みすず書房

笠原嘉『「全体の科学」のために』

「笠原嘉臨床論集」 全5冊・完結

2013.06.10

[18日刊]

「笠原ファンにとっての最大の魅力は、その笠原人間学とでも呼びたくなるほどの、見事な総合と折衷の手際にきわまるだろう。(…)領域横断的でありながらも、荒唐無稽に陥らないということは、けっして容易なわざではない。しかるに笠原氏は、はた目にはじつに易々と、そうした横断をやってのけるのだ」
(『アパシー・シンドローム』岩波現代文庫版・斎藤環「解説」より)

2009年の『うつ病臨床のエッセンス』からはじまったシリーズ「笠原嘉臨床論集」は、5冊目となる本書をもって完結する。全巻の中でもとくに冒頭の斎藤環氏の解説に評されるような「見事な総合と折衷の手際」を味わえるのが、本書だろう。

1928年生まれの著者は、薬物療法のめざましい進歩や、DSM、ICDといった米国の診断基準の到来(著者はしばし「黒船」と呼ぶ)を現役の医師として生きてきた。
本シリーズに収録されている論文すべてに共通しているのは、こうした公衆衛生学的精神医学に対する著者の「物足りなさ」である。どんなテーマにおいても、どんな短い文章においても、著者の文章には京都大学で村上仁先生のような「師」や、木村敏先生たちのような「仲間」に影響を受けてきたドイツ・フランス流の人間学的視点が顔を出す。
その絶妙のバランスが、どんなに高度な専門知識もふと私たちに近づけてくれるような気がする。ときに、ありがたいお坊さまの言葉のようでもある。

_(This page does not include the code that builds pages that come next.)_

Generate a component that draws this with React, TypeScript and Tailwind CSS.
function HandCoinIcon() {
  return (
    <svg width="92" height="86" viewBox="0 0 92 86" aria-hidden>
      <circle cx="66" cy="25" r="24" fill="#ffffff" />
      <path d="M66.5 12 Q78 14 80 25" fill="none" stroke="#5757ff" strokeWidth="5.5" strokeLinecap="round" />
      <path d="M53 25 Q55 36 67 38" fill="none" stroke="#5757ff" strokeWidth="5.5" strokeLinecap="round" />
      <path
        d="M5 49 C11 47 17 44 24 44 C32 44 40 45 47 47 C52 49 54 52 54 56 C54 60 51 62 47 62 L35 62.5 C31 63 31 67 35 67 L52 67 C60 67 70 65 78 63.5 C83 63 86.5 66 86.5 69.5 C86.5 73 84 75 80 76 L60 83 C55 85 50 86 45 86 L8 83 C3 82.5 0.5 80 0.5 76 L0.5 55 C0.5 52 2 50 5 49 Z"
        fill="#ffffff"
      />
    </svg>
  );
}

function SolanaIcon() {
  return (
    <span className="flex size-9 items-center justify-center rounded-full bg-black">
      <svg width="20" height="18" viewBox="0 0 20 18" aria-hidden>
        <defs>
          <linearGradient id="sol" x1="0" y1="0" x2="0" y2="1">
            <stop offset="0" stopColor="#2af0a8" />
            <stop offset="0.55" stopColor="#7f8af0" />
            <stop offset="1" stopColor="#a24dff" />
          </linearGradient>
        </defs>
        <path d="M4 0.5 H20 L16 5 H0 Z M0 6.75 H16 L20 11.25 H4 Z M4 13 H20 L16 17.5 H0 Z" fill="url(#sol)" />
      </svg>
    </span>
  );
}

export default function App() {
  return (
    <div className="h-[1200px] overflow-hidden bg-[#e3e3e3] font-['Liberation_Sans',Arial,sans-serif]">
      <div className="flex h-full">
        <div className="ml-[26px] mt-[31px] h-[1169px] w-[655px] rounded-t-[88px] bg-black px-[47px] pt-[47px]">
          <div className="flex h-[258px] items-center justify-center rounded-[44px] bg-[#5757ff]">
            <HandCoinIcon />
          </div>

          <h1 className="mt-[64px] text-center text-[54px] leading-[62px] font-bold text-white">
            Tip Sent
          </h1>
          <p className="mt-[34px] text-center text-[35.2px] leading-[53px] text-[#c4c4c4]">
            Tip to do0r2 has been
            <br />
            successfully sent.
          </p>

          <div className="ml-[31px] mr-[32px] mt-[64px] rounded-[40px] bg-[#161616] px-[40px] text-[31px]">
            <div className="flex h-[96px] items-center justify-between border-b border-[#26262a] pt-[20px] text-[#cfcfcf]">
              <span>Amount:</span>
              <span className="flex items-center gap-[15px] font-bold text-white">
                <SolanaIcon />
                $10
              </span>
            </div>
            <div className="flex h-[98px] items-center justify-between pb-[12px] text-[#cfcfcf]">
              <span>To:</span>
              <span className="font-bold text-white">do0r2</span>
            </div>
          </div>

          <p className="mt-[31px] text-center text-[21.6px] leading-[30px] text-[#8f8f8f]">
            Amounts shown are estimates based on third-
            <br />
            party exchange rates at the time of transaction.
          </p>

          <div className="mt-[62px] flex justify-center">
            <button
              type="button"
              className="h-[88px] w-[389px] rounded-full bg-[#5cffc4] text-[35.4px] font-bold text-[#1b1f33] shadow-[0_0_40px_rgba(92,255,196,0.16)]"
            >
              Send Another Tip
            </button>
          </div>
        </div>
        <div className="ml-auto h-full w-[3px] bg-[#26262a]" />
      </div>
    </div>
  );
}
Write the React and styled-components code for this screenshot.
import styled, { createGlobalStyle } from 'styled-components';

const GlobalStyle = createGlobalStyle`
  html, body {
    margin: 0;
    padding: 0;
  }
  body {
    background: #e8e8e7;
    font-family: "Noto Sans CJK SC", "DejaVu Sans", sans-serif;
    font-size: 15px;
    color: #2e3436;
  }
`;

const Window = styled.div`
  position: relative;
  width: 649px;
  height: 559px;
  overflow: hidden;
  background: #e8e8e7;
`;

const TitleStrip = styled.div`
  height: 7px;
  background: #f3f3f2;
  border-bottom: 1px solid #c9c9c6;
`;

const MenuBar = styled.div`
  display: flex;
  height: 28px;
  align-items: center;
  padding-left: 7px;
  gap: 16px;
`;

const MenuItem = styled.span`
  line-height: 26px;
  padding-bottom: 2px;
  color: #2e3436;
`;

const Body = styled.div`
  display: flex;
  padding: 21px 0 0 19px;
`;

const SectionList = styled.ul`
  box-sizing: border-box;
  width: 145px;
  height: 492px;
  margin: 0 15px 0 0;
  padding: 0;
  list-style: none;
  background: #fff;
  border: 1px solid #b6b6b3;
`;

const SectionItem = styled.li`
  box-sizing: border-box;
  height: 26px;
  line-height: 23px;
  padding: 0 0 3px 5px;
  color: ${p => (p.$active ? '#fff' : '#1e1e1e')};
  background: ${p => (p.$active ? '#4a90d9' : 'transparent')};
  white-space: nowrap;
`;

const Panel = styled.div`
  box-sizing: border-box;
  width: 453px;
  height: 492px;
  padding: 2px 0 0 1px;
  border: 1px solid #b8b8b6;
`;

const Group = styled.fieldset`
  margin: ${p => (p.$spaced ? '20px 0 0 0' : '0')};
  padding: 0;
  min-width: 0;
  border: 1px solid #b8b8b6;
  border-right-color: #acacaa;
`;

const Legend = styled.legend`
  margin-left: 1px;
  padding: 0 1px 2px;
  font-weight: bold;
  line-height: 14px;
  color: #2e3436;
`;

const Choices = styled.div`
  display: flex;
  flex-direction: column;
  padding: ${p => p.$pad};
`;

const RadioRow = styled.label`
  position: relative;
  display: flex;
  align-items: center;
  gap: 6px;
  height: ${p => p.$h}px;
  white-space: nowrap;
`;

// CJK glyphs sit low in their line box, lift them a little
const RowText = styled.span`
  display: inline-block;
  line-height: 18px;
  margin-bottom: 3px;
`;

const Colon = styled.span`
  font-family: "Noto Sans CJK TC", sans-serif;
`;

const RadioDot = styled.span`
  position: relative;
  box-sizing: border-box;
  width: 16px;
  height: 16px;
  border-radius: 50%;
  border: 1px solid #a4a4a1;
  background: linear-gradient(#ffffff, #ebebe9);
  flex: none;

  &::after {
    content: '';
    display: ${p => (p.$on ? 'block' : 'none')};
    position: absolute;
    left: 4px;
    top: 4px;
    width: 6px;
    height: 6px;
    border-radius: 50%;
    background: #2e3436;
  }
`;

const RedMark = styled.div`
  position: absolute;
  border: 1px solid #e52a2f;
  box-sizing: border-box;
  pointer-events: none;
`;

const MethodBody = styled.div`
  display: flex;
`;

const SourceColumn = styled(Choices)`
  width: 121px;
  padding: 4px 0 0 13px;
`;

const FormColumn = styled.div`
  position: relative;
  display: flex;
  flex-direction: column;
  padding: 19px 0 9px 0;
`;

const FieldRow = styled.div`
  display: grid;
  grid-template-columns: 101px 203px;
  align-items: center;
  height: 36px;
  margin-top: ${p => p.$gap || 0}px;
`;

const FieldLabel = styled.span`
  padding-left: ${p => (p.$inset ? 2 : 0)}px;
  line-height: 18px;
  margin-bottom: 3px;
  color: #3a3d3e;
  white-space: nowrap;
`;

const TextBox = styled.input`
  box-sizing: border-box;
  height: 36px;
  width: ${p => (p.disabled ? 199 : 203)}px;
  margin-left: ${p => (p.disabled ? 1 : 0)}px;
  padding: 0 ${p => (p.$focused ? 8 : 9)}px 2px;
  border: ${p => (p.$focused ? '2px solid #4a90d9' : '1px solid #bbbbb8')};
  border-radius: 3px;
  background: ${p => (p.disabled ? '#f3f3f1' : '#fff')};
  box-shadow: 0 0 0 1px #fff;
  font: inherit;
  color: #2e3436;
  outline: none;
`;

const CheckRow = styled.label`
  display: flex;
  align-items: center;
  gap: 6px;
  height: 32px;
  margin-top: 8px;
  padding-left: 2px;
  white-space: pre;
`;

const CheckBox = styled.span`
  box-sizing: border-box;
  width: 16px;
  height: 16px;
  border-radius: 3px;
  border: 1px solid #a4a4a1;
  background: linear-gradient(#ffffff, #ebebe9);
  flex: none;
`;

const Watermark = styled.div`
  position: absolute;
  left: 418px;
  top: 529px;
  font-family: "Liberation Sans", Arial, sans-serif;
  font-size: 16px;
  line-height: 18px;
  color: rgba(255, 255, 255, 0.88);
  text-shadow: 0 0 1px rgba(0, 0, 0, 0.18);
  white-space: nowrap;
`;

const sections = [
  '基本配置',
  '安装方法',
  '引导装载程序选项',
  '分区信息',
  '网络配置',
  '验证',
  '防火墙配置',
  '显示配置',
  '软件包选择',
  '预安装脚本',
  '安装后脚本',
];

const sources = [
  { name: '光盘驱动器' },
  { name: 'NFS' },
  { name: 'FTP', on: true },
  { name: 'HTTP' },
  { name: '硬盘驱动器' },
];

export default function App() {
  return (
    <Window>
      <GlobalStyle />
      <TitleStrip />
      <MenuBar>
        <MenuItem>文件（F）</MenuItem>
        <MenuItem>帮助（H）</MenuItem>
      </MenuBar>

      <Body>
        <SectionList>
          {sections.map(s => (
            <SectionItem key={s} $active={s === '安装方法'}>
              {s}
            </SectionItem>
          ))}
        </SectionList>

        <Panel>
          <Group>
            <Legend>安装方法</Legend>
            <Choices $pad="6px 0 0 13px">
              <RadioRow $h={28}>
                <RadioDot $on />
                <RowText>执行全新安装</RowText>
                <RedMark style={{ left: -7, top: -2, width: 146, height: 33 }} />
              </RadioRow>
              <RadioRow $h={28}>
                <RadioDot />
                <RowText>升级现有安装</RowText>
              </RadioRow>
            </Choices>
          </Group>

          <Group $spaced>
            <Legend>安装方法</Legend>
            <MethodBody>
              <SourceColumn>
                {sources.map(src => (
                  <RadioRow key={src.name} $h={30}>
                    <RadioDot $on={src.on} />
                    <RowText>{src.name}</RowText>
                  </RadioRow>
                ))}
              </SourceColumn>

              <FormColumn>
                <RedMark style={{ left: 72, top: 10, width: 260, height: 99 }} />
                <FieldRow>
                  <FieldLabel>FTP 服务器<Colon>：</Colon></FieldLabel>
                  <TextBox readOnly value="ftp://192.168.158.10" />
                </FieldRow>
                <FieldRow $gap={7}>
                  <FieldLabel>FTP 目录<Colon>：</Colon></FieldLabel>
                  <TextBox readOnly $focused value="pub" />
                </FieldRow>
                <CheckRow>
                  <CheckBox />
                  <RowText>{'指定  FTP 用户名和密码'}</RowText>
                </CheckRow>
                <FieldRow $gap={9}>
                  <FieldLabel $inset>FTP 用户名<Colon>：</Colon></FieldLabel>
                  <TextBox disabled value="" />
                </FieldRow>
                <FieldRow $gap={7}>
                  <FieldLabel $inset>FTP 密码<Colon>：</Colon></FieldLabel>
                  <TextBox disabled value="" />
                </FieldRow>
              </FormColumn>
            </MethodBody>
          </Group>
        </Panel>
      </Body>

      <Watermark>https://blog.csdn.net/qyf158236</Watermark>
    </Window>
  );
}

「精神科医を二度生きる」。著者はそういう言い方をするが、名古屋大学を定年退官後、著者は驚いたことに70歳にして街角のクリニックに就職する。大学の教授よりクリニックの診察室のほうが、性に合っていたという。その旺盛な好奇心はいったいどこからくるのだろうか。
本書の一章「だから精神科医はやめられない!」のなかで、著者は言う。

「いつのころからか私は「自分の研究室は診察室」と広言するようになった。(…)人間学派と呼ばれた流派に惹かれた私は、いつしか診察日を前にして「今日はどういう人に会えるか」と半ば楽しみにするスタンスを身に付けた」

この一節をみて思った。今年85歳になる著者は、まだまだ自身の精神科医生活も物足りないんだな、と。
60年にわたる臨床生活のなかで著者が出会った人びと、そして見つけた人間学。その「見事な総合と折衷の手際」を味読いただきたい。